╭──

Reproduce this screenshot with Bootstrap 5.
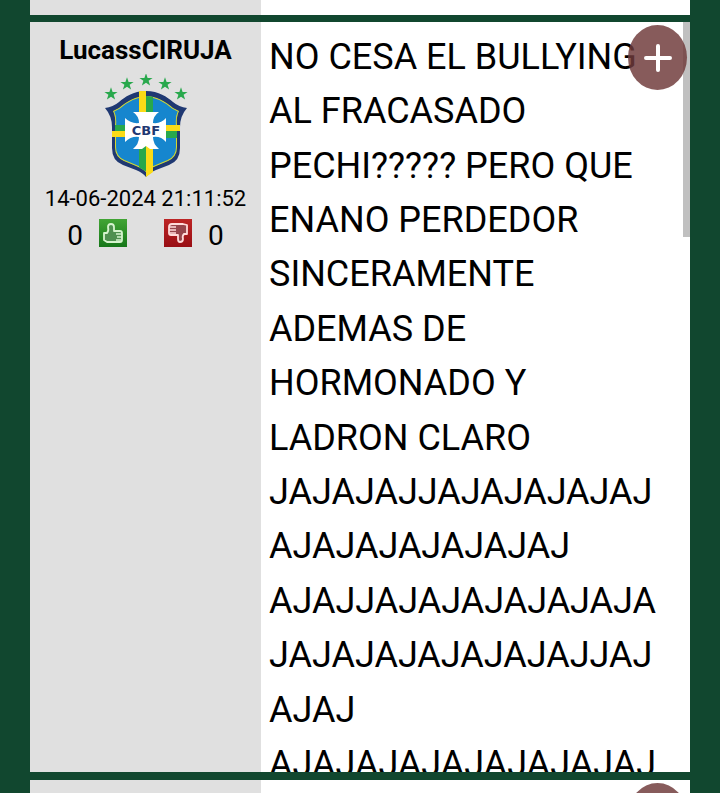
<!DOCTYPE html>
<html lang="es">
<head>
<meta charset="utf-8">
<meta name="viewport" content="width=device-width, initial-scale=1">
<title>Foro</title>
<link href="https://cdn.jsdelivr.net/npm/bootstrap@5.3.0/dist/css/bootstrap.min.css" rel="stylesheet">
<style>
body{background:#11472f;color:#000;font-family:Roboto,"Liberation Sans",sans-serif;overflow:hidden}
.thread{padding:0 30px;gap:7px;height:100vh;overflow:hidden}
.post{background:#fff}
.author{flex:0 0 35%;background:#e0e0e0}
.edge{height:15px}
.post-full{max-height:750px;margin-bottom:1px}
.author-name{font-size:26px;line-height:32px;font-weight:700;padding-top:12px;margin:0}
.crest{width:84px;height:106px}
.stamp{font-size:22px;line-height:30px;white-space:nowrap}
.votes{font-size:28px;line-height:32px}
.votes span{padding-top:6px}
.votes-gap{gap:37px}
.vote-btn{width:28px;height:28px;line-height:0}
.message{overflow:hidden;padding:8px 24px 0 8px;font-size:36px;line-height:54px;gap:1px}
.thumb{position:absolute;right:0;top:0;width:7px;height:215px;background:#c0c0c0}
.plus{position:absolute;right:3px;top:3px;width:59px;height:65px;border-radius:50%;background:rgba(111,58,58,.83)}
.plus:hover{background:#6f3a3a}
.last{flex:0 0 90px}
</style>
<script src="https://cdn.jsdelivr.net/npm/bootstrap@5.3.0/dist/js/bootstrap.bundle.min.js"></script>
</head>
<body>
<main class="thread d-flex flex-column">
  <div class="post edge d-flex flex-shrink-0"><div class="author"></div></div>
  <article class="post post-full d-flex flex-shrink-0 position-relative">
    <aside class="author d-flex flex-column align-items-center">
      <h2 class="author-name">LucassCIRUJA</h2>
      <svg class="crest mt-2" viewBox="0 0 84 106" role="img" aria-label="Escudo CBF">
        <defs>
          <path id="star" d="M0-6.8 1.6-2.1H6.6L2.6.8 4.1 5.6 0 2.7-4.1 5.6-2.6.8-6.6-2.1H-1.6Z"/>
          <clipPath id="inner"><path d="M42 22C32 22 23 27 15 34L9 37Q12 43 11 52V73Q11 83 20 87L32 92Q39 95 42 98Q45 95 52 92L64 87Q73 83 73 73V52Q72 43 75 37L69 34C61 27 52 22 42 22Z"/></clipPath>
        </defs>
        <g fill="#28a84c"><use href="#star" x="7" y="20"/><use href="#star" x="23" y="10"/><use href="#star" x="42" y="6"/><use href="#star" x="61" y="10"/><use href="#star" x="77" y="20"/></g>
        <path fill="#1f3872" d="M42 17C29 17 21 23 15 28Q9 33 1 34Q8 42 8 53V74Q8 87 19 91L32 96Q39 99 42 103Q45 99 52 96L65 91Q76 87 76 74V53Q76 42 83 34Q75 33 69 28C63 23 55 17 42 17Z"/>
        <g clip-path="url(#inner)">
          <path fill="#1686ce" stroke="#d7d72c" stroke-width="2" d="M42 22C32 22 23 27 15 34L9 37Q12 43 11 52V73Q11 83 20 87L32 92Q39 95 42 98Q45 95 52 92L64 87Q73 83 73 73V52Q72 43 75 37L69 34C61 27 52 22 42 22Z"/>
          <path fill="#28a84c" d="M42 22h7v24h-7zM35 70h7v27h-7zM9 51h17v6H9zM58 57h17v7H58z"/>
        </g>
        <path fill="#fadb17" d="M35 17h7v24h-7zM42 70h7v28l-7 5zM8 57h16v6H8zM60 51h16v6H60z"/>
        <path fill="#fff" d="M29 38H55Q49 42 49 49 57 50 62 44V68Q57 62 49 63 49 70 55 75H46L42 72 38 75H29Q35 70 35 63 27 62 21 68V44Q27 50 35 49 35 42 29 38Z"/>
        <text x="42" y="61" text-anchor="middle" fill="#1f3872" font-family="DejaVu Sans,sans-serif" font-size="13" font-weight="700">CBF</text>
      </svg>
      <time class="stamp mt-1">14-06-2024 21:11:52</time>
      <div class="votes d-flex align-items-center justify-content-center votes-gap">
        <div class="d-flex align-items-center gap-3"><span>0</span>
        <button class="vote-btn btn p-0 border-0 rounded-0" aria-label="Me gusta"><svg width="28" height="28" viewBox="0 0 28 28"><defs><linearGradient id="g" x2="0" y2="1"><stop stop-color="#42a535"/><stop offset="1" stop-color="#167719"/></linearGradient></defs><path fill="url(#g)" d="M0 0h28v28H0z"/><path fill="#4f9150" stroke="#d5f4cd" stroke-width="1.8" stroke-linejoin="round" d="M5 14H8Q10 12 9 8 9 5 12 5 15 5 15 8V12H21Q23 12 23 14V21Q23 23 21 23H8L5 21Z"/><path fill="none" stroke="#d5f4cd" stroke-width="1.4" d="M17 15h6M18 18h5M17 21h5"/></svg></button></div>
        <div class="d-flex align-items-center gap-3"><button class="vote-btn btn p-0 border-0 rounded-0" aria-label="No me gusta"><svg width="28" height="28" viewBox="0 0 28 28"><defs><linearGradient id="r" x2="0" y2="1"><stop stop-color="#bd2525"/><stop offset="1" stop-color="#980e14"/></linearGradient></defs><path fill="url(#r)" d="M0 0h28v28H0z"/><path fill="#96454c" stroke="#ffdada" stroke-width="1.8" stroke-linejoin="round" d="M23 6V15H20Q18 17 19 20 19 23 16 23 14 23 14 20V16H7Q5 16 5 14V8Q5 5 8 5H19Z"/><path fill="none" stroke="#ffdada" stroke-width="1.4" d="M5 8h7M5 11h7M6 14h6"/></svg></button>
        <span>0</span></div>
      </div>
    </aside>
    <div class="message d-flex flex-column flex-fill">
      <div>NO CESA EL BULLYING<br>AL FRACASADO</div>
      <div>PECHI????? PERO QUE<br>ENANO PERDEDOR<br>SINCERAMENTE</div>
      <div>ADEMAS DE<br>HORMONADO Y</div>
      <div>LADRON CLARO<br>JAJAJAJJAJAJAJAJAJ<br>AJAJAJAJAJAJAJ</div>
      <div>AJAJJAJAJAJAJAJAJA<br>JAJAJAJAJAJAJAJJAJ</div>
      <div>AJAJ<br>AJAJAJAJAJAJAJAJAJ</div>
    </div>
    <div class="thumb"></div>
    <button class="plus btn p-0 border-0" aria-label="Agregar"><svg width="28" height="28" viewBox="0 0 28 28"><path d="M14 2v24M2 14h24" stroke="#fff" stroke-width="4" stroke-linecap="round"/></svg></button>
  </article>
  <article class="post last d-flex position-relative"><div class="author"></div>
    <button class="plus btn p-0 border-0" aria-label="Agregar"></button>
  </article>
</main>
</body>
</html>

╰──

## Exercise brief
Set down the complete material exactly, but do not include the images.

## Answer to this task
Reproduce this screenshot with Bootstrap 5.
<!DOCTYPE html>
<html lang="es">
<head>
<meta charset="utf-8">
<meta name="viewport" content="width=device-width, initial-scale=1">
<title>Foro</title>
<link href="https://cdn.jsdelivr.net/npm/bootstrap@5.3.0/dist/css/bootstrap.min.css" rel="stylesheet">
<style>
body{background:#11472f;color:#000;font-family:Roboto,"Liberation Sans",sans-serif;overflow:hidden}
.thread{padding:0 30px;gap:7px;height:100vh;overflow:hidden}
.post{background:#fff}
.author{flex:0 0 35%;background:#e0e0e0}
.edge{height:15px}
.post-full{max-height:750px;margin-bottom:1px}
.author-name{font-size:26px;line-height:32px;font-weight:700;padding-top:12px;margin:0}
.crest{width:84px;height:106px}
.stamp{font-size:22px;line-height:30px;white-space:nowrap}
.votes{font-size:28px;line-height:32px}
.votes span{padding-top:6px}
.votes-gap{gap:37px}
.vote-btn{width:28px;height:28px;line-height:0}
.message{overflow:hidden;padding:8px 24px 0 8px;font-size:36px;line-height:54px;gap:1px}
.thumb{position:absolute;right:0;top:0;width:7px;height:215px;background:#c0c0c0}
.plus{position:absolute;right:3px;top:3px;width:59px;height:65px;border-radius:50%;background:rgba(111,58,58,.83)}
.plus:hover{background:#6f3a3a}
.last{flex:0 0 90px}
</style>
<script src="https://cdn.jsdelivr.net/npm/bootstrap@5.3.0/dist/js/bootstrap.bundle.min.js"></script>
</head>
<body>
<main class="thread d-flex flex-column">
  <div class="post edge d-flex flex-shrink-0"><div class="author"></div></div>
  <article class="post post-full d-flex flex-shrink-0 position-relative">
    <aside class="author d-flex flex-column align-items-center">
      <h2 class="author-name">LucassCIRUJA</h2>
      <svg class="crest mt-2" viewBox="0 0 84 106" role="img" aria-label="Escudo CBF">
        <defs>
          <path id="star" d="M0-6.8 1.6-2.1H6.6L2.6.8 4.1 5.6 0 2.7-4.1 5.6-2.6.8-6.6-2.1H-1.6Z"/>
          <clipPath id="inner"><path d="M42 22C32 22 23 27 15 34L9 37Q12 43 11 52V73Q11 83 20 87L32 92Q39 95 42 98Q45 95 52 92L64 87Q73 83 73 73V52Q72 43 75 37L69 34C61 27 52 22 42 22Z"/></clipPath>
        </defs>
        <g fill="#28a84c"><use href="#star" x="7" y="20"/><use href="#star" x="23" y="10"/><use href="#star" x="42" y="6"/><use href="#star" x="61" y="10"/><use href="#star" x="77" y="20"/></g>
        <path fill="#1f3872" d="M42 17C29 17 21 23 15 28Q9 33 1 34Q8 42 8 53V74Q8 87 19 91L32 96Q39 99 42 103Q45 99 52 96L65 91Q76 87 76 74V53Q76 42 83 34Q75 33 69 28C63 23 55 17 42 17Z"/>
        <g clip-path="url(#inner)">
          <path fill="#1686ce" stroke="#d7d72c" stroke-width="2" d="M42 22C32 22 23 27 15 34L9 37Q12 43 11 52V73Q11 83 20 87L32 92Q39 95 42 98Q45 95 52 92L64 87Q73 83 73 73V52Q72 43 75 37L69 34C61 27 52 22 42 22Z"/>
          <path fill="#28a84c" d="M42 22h7v24h-7zM35 70h7v27h-7zM9 51h17v6H9zM58 57h17v7H58z"/>
        </g>
        <path fill="#fadb17" d="M35 17h7v24h-7zM42 70h7v28l-7 5zM8 57h16v6H8zM60 51h16v6H60z"/>
        <path fill="#fff" d="M29 38H55Q49 42 49 49 57 50 62 44V68Q57 62 49 63 49 70 55 75H46L42 72 38 75H29Q35 70 35 63 27 62 21 68V44Q27 50 35 49 35 42 29 38Z"/>
        <text x="42" y="61" text-anchor="middle" fill="#1f3872" font-family="DejaVu Sans,sans-serif" font-size="13" font-weight="700">CBF</text>
      </svg>
      <time class="stamp mt-1">14-06-2024 21:11:52</time>
      <div class="votes d-flex align-items-center justify-content-center votes-gap">
        <div class="d-flex align-items-center gap-3"><span>0</span>
        <button class="vote-btn btn p-0 border-0 rounded-0" aria-label="Me gusta"><svg width="28" height="28" viewBox="0 0 28 28"><defs><linearGradient id="g" x2="0" y2="1"><stop stop-color="#42a535"/><stop offset="1" stop-color="#167719"/></linearGradient></defs><path fill="url(#g)" d="M0 0h28v28H0z"/><path fill="#4f9150" stroke="#d5f4cd" stroke-width="1.8" stroke-linejoin="round" d="M5 14H8Q10 12 9 8 9 5 12 5 15 5 15 8V12H21Q23 12 23 14V21Q23 23 21 23H8L5 21Z"/><path fill="none" stroke="#d5f4cd" stroke-width="1.4" d="M17 15h6M18 18h5M17 21h5"/></svg></button></div>
        <div class="d-flex align-items-center gap-3"><button class="vote-btn btn p-0 border-0 rounded-0" aria-label="No me gusta"><svg width="28" height="28" viewBox="0 0 28 28"><defs><linearGradient id="r" x2="0" y2="1"><stop stop-color="#bd2525"/><stop offset="1" stop-color="#980e14"/></linearGradient></defs><path fill="url(#r)" d="M0 0h28v28H0z"/><path fill="#96454c" stroke="#ffdada" stroke-width="1.8" stroke-linejoin="round" d="M23 6V15H20Q18 17 19 20 19 23 16 23 14 23 14 20V16H7Q5 16 5 14V8Q5 5 8 5H19Z"/><path fill="none" stroke="#ffdada" stroke-width="1.4" d="M5 8h7M5 11h7M6 14h6"/></svg></button>
        <span>0</span></div>
      </div>
    </aside>
    <div class="message d-flex flex-column flex-fill">
      <div>NO CESA EL BULLYING<br>AL FRACASADO</div>
      <div>PECHI????? PERO QUE<br>ENANO PERDEDOR<br>SINCERAMENTE</div>
      <div>ADEMAS DE<br>HORMONADO Y</div>
      <div>LADRON CLARO<br>JAJAJAJJAJAJAJAJAJ<br>AJAJAJAJAJAJAJ</div>
      <div>AJAJJAJAJAJAJAJAJA<br>JAJAJAJAJAJAJAJJAJ</div>
      <div>AJAJ<br>AJAJAJAJAJAJAJAJAJ</div>
    </div>
    <div class="thumb"></div>
    <button class="plus btn p-0 border-0" aria-label="Agregar"><svg width="28" height="28" viewBox="0 0 28 28"><path d="M14 2v24M2 14h24" stroke="#fff" stroke-width="4" stroke-linecap="round"/></svg></button>
  </article>
  <article class="post last d-flex position-relative"><div class="author"></div>
    <button class="plus btn p-0 border-0" aria-label="Agregar"></button>
  </article>
</main>
</body>
</html>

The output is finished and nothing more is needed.